I’m not saying these children are not being properly taken care of in residential care homes. I think caregivers and support workers who have the skills necessary to take care of a person with high needs are one of the most underappreciated groups of people in our community. But what I am saying is that it is simply not good enough that children with disabilities are somewhat locked away from society and deprived of being part of the wider community because of some archaic legislation that was founded upon the out-dated ‘institutionalisation’ type mentality. As the lobby group CCS Disability Action says, “Professionals are no real substitute for a family”.

1 COMMENT

  1. Yes, these are valid points of concern, and more needs to be done for disabled children, disabled persons in general.

    As we saw also with the welfare reforms that the NatACT gang in government pushed through, they have a dim view of true challenges by the disabled. Having attended the Social Security Committee when it heard submissions on the ‘Social Security (Benefit Categories and Work Focus) Amendment Bill’ in late 2012, I was shocked how the affected sick and disabled, same as sole parents, were given little genuine voice and respect for their concerns.

    I heard and saw some disabled make their own submissions, or those of organisations they represented. All were very concerned and also were most firmly opposed to the particular measures proposed by that legislation.

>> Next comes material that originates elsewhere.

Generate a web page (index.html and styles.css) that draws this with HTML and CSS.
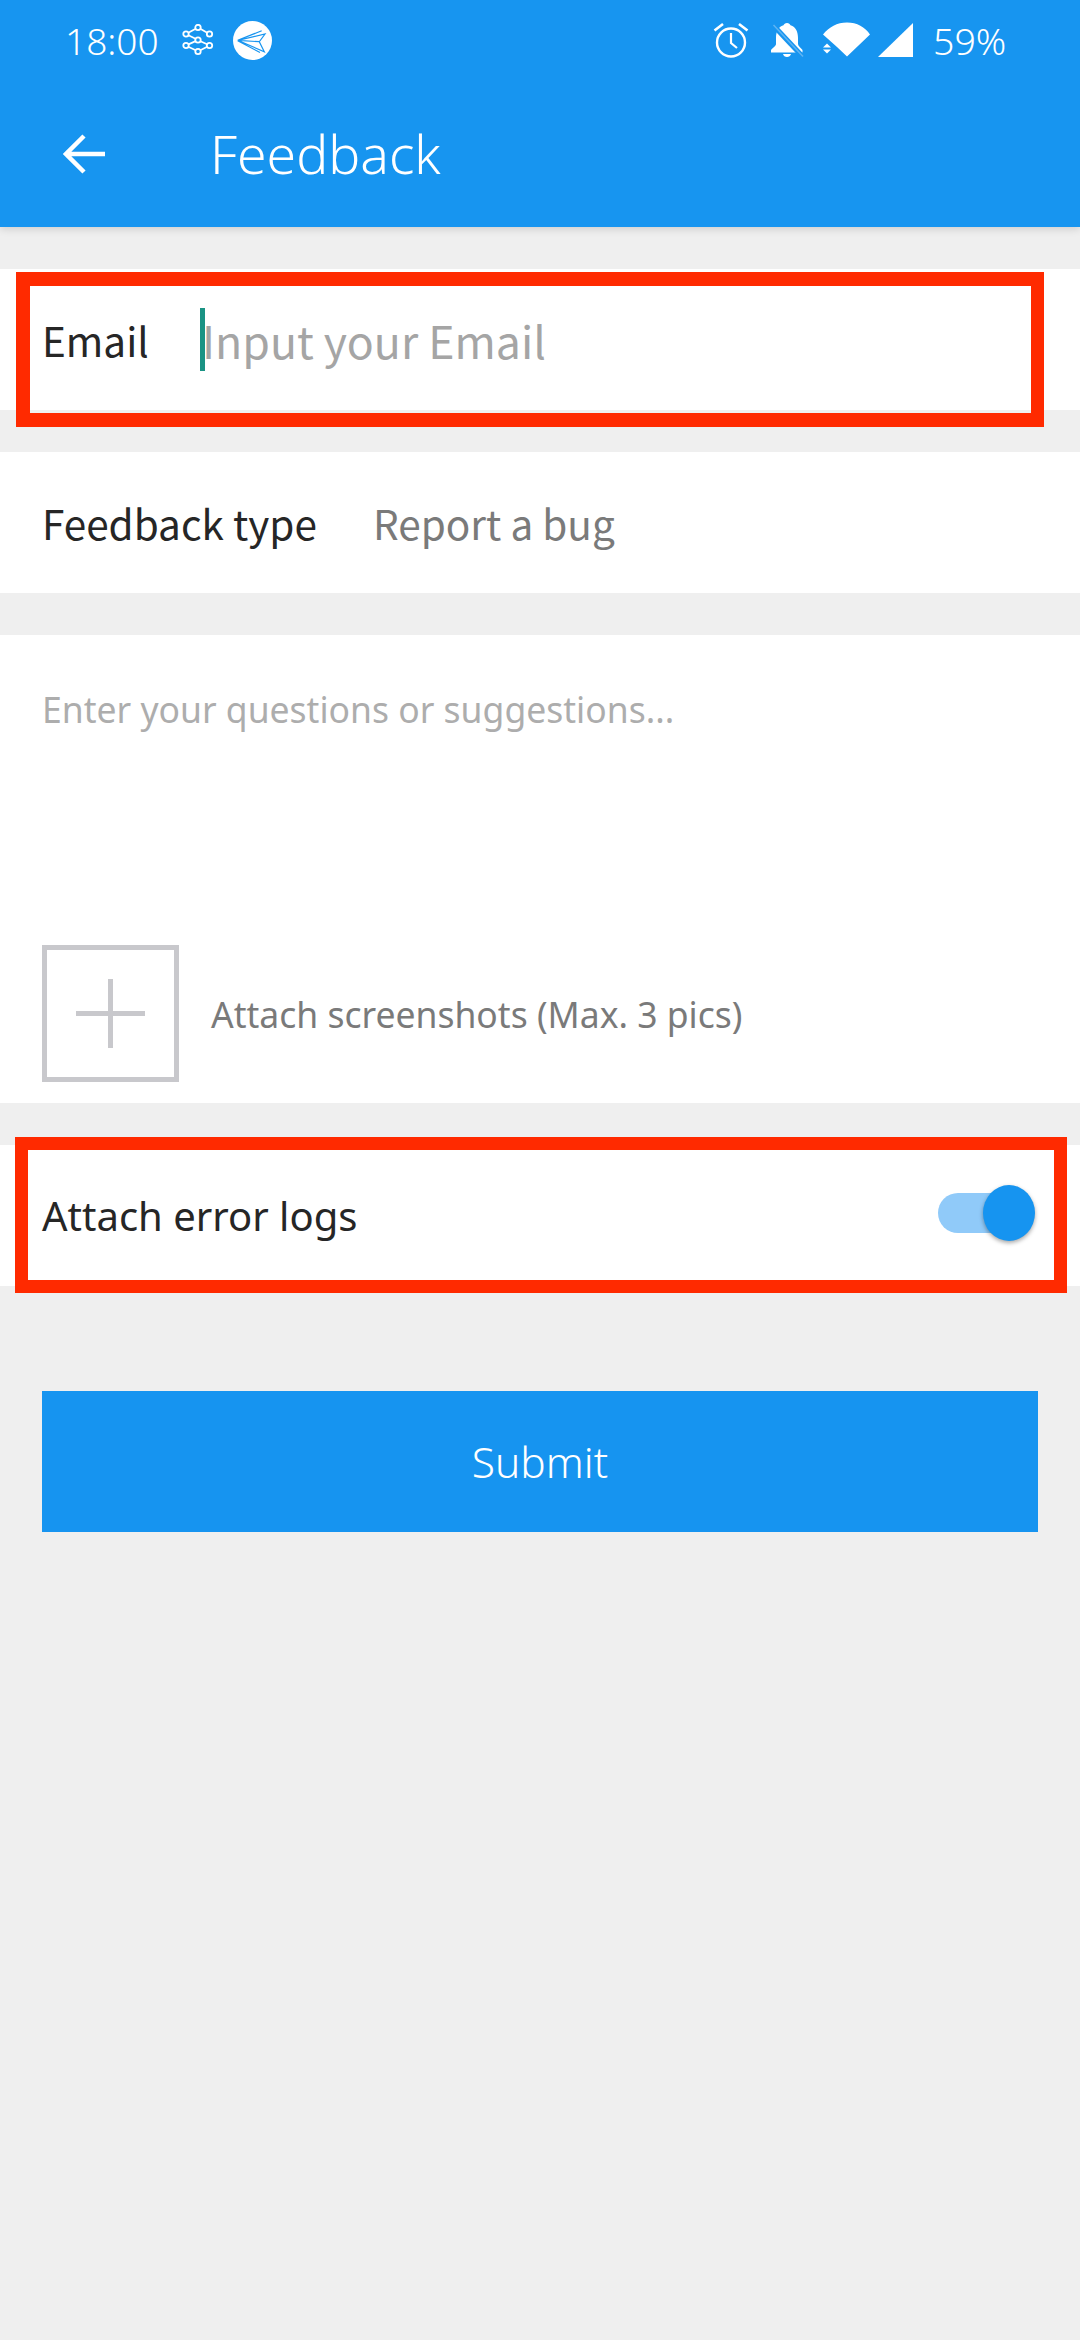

    It was listened to, some Committee members were genuinely concerned it seemed, but the government members were all preoccupied with parts of the reforms that covered drug testing of beneficiaries, the stopping of benefits for those against whom arrest warrants had been issued and with justifying the “social obligations” for presumed too negligent parents on benefits.

    They also defended the push to basically pressure sick and disabled into work testing, by claiming it was all designed and intended to “support” and “help” people getting out of the “benefit” or “poverty trap”. But once the hearings were over, the report by the Committee was published and the bill was passed by Parliament, it was evident that only minor, cosmetic changes had been made to the bill. The genuine, serious concerns of the affected beneficiaries, and of disabled and their spokespersons, all seemed to have been swept aside, and now we have outsourced providers make “assessments” for WINZ (like ATOS in the UK), on how “fit” people are to do any hypothetical jobs on the market.

    I heard little, yes really nothing, about any extra, effective support being offered for sick and disabled, to get work ready, to get the kinds of work and work environments they need. It is all just more pressure on the affected, to prove they cannot work, as otherwise it will be expected they will (despite of mental or physical impairments) look for and take on hypothetical jobs on the open market, competing with fit and healthy, who often have trouble finding work.

    There are also now outsourced “service providers” paid handsome fees to get mentally ill and disabled into certain jobs, but it remains to be seem how fair and effective all that will be.

    There are specific needs that disabled have, and that certainly applies to children as well, who are even more vulnerable. CCS are doing a good job, advocating and working with disabled, but at times they appear to be a bit too “soft” on what the government is doing, or failing to do. A law change and improved services as Latifa suggests here, that is overdue, I’d say.

    But it will need a change of government, yes the removal of National from the government benches, to even get slightly closer for creating a social environment that offers more true, effective support for disabled.